■ **DATA**:
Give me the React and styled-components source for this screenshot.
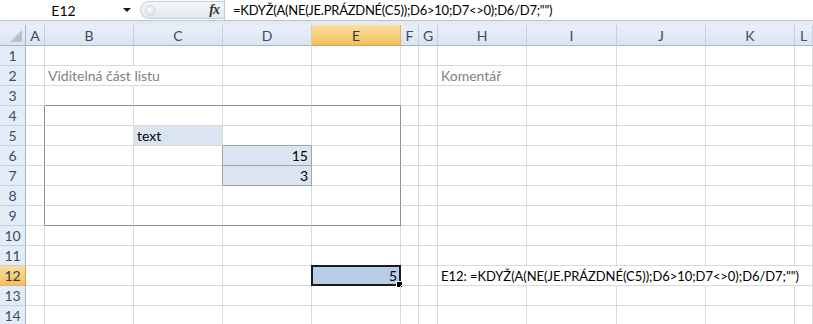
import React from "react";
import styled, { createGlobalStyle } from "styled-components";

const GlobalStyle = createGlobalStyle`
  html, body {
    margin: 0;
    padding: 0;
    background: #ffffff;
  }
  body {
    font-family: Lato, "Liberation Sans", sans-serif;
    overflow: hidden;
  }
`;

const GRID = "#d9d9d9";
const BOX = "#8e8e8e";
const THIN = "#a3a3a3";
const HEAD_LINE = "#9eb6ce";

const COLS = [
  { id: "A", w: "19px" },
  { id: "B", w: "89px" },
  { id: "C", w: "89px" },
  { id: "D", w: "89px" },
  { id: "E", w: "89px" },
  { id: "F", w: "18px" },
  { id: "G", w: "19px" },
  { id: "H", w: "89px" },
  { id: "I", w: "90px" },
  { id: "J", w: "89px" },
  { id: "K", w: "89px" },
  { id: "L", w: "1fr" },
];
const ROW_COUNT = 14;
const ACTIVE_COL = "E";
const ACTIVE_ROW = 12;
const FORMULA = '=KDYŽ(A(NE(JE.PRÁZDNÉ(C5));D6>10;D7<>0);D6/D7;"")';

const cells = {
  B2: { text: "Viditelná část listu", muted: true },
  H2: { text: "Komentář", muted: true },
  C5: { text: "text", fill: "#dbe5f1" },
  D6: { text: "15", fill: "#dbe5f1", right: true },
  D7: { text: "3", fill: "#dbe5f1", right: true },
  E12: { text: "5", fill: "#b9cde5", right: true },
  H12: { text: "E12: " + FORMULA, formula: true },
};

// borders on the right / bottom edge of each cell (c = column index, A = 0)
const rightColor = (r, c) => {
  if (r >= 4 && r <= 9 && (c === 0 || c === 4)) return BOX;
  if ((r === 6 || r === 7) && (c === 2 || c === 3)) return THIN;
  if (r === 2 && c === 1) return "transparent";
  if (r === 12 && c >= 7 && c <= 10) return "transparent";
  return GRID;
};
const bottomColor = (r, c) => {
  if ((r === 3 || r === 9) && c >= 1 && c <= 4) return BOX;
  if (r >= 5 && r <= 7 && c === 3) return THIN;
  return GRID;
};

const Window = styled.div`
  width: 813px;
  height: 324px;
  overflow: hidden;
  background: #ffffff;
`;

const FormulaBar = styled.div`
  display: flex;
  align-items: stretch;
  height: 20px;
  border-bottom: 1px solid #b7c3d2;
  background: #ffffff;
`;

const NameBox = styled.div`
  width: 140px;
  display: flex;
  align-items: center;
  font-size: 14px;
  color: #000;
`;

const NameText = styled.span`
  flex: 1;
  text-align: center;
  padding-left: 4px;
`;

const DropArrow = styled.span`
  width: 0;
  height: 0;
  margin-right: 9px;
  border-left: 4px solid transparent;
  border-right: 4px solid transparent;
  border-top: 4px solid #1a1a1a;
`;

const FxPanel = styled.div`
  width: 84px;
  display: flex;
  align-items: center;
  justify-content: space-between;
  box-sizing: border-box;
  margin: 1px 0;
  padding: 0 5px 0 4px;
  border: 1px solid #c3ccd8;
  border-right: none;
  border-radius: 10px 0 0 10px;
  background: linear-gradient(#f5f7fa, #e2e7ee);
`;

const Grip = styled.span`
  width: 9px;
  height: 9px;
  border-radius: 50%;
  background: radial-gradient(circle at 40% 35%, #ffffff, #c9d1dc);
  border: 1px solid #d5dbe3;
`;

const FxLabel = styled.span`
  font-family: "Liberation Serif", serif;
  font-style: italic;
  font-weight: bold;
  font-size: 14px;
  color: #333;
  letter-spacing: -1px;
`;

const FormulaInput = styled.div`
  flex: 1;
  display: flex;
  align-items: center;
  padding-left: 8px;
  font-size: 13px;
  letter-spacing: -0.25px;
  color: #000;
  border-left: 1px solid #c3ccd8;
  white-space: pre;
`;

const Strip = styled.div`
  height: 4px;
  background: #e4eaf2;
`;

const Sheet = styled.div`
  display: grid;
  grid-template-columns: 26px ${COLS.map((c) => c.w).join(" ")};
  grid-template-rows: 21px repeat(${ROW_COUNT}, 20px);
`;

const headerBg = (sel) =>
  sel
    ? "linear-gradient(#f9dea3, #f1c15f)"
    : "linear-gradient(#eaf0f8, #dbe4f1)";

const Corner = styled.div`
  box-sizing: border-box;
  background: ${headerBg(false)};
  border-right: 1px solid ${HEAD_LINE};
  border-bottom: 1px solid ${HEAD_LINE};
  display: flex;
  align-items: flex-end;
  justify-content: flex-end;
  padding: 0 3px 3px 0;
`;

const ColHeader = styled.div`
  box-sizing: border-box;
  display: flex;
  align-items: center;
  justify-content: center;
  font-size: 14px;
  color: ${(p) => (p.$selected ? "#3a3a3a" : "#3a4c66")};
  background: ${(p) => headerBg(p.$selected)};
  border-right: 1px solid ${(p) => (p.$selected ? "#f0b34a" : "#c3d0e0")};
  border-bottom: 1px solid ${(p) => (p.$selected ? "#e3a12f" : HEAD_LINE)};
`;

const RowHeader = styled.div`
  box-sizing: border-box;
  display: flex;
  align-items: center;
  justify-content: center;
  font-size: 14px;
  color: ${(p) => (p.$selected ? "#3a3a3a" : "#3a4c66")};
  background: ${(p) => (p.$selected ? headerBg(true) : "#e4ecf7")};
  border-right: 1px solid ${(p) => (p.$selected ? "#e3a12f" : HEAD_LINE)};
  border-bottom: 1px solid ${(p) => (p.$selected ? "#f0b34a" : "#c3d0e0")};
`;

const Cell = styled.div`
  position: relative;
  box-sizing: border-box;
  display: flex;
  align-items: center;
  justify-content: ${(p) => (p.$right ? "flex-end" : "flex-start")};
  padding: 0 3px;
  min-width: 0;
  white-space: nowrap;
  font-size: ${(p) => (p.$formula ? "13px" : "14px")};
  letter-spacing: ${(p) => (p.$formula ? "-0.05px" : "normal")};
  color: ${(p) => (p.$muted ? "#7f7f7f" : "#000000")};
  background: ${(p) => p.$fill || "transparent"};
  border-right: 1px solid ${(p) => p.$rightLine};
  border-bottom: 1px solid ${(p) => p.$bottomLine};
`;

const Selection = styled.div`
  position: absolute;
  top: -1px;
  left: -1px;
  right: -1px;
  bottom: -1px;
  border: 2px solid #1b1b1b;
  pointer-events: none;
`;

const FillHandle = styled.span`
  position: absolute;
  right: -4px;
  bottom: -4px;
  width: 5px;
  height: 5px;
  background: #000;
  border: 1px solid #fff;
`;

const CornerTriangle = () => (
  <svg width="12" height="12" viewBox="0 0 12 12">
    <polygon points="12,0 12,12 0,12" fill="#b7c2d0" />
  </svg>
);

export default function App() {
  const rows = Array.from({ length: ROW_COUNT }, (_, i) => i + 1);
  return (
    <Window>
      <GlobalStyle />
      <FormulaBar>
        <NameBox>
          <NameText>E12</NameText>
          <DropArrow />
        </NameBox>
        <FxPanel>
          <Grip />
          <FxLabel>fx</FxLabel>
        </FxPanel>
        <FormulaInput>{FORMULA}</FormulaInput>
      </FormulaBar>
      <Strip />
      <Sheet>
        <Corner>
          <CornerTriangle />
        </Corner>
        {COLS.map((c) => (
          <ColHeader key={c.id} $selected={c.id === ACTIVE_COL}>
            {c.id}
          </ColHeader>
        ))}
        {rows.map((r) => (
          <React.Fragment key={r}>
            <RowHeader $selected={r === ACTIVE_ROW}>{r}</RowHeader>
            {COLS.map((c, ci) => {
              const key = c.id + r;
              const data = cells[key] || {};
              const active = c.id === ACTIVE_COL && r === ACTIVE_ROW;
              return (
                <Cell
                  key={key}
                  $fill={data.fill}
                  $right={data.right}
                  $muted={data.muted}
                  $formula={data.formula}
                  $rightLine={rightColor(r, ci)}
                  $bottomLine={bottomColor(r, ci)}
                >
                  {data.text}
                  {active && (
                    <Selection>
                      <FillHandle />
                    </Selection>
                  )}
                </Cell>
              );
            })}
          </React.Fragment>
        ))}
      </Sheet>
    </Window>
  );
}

■ **WHAT IS EXPECTED**: Determine the number of lines in the listing that hold the word "React", and supply that number and nothing further.

■ **ANSWER TO THE EXERCISE**: 4